The relatively small number of required additional signals, {_POSIX_RTSIG_MAX}, was chosen so as not to require an unreasonably large signal mask/set. While this number of signals defined in POSIX.1 will fit in a single 32-bit word signal mask, it is recognized that most existing implementations define many more signals than are specified in POSIX.1 and, in fact, many implementations have already exceeded 32 signals (including the "null signal"). Support of {_POSIX_RTSIG_MAX} additional signals may push some implementation over the single 32-bit word line, but is unlikely to push any implementations that are already over that line beyond the 64-signal line.
The terms defined in this section are not used consistently in documentation of historical systems. Each signal can be considered to have a lifetime beginning with generation and ending with delivery or acceptance. The POSIX.1 definition of "delivery" does not exclude ignored signals; this is considered a more consistent definition. This revised text in several parts of POSIX.1-2024 clarifies the distinct semantics of asynchronous signal delivery and synchronous signal acceptance. The previous wording attempted to categorize both under the term "delivery", which led to conflicts over whether the effects of asynchronous signal delivery applied to synchronous signal acceptance.
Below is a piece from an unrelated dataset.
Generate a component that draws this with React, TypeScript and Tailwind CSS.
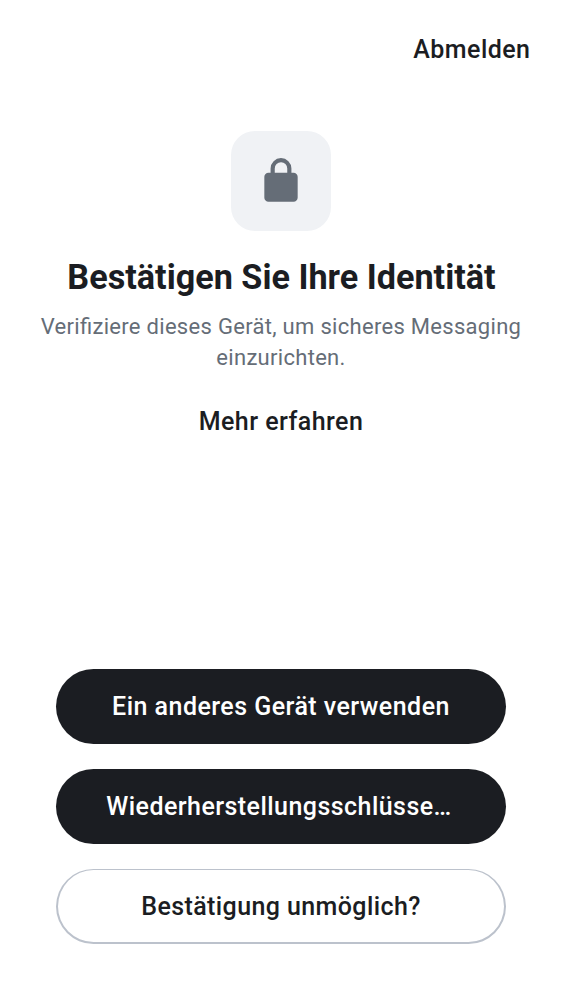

Signals generated for a process are delivered to only one thread. Thus, if more than one thread is eligible to receive a signal, one has to be chosen. The choice of threads is left entirely up to the implementation both to allow the widest possible range of conforming implementations and to give implementations the freedom to deliver the signal to the "easiest possible" thread should there be differences in ease of delivery between different threads.
Note that should multiple delivery among cooperating threads be required by an application, this can be trivially constructed out of the provided single-delivery semantics. The construction of a sigwait_multiple() function that accomplishes this goal is presented with the rationale for sigwaitinfo().
Implementations should deliver unblocked signals as soon after they are generated as possible. However, it is difficult for POSIX.1 to make specific requirements about this, beyond those in kill() and sigprocmask(). Even on systems with prompt delivery, scheduling of higher priority processes is always likely to cause delays.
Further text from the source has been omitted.